M. André Rouvière. Monsieur le ministre, votre réponse ne me satisfait pas.
Je pourrais comprendre, sans forcément l'admettre, que l'on traite de la même façon l'école publique et l'école privée. Mais, vous l'avez dit vous-même - et c'est tout à fait paradoxal --, le maire maîtrise plus ou moins la carte scolaire des écoles publiques, mais pas du tout celle des écoles privées. On dit que ces deux types d'établissement doivent être mis sur un pied d'égalité sur le plan financier. Mais ils doivent alors l'être complètement !
L'autre point qui me heurte, monsieur le ministre, c'est que le décideur ne paie pas. C'est comme si votre voisin, en vous informant qu'il part en congé, vous disait que c'est à vous de payer ces vacances. Je souhaiterais que le maire qui paie soit consulté pour l'inscription de tel élève dans telle école privée. Si sa réponse est positive, alors c'est effectivement à lui de payer. Mais, dans le cas contraire, le fait de l'obliger à payer me paraît être une anomalie, d'autant que, pour des communes rurales notamment, cela pose de sérieux problèmes. Quelle que soit leur appartenance politique, les maires trouvent scandaleux d'avoir à payer.
Mme Hélène Luc. C'est vrai !
M. André Rouvière.
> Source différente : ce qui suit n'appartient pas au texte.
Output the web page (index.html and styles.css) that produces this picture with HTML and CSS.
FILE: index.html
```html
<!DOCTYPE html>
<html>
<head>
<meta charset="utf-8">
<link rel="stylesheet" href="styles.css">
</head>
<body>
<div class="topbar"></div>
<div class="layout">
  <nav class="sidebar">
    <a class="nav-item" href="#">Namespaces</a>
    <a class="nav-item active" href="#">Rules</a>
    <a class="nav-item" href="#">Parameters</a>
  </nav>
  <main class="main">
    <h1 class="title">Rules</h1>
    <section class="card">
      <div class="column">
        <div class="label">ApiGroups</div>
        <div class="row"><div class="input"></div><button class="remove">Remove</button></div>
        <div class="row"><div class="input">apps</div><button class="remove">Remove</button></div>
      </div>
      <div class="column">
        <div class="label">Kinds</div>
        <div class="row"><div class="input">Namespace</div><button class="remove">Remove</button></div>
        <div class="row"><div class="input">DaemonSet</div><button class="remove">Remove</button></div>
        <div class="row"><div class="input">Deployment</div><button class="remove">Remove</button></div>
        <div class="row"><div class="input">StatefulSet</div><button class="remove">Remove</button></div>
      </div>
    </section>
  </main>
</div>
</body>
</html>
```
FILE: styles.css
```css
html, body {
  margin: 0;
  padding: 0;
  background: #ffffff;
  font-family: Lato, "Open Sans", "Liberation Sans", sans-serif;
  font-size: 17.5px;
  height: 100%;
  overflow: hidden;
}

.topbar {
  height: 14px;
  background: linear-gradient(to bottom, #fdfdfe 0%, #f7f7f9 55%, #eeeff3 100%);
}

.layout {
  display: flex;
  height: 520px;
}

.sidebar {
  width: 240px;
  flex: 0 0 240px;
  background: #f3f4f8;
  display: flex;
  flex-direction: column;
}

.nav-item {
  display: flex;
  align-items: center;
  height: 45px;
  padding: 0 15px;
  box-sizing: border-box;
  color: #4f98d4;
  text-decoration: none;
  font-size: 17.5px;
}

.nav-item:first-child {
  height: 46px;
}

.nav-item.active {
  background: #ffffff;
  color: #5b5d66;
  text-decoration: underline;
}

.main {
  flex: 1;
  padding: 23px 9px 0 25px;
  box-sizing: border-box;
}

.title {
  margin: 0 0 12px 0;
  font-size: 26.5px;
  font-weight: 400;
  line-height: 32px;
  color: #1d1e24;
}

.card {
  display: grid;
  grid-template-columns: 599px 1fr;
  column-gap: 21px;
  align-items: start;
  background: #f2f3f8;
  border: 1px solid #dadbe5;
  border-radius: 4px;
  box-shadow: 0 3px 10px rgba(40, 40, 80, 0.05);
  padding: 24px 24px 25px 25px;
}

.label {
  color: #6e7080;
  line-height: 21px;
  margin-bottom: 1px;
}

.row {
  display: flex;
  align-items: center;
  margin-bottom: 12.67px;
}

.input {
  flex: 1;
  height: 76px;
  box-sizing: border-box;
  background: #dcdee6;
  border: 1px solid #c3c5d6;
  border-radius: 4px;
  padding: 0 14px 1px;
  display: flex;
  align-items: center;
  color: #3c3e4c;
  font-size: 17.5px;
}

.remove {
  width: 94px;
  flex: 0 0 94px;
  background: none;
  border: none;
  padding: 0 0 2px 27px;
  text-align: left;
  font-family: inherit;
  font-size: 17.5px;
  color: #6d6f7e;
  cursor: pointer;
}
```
Le paradoxe de cette situation, monsieur le ministre - je le constate dans ma région, les Cévennes - c'est que des écoles rurales sont maintenues ouvertes avec un effectif qui est à la limite de l'acceptable.
Certains conseils municipaux se battent depuis des années pour maintenir les petites écoles. Si, pour des raisons qui ne sont pas toujours pertinentes, les parents d'un ou deux élèves inscrivent ceux-ci dans l'école d'une commune voisine, le nombre d'élèves de l'école d'origine tombe alors au-dessous de l'effectif limite ; l'école ferme et le conseil municipal doit payer pour des élèves qui provoquent la fermeture de l'école.
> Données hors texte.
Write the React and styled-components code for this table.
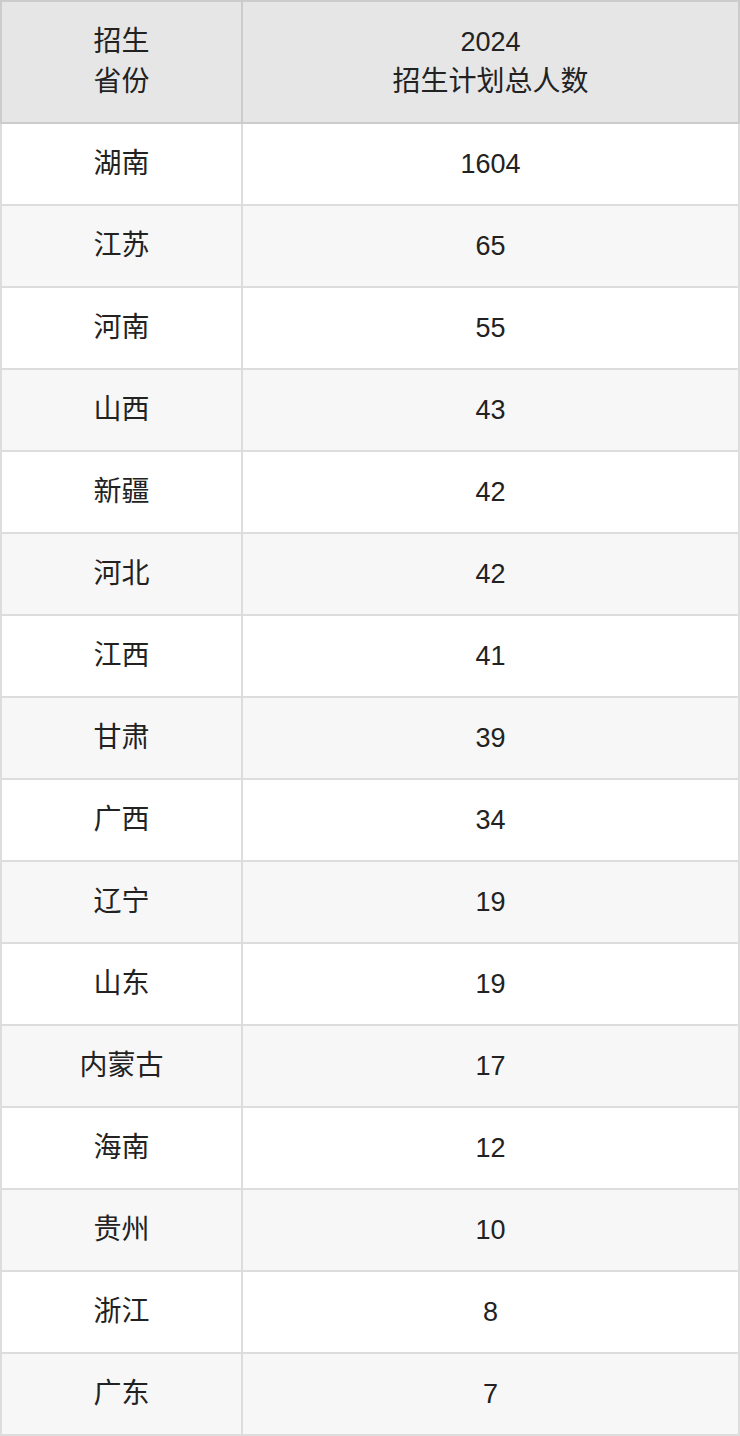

Cela ne vous choque-t-il pas, monsieur le ministre ? La simple honnêteté intellectuelle commanderait la modification de ce texte.
Cet état de fait pénalise notamment des écoles rurales, mais parfois également des écoles de ville : certains quartiers perdent leurs écoles pour de semblables raisons. Une réflexion objective est donc nécessaire.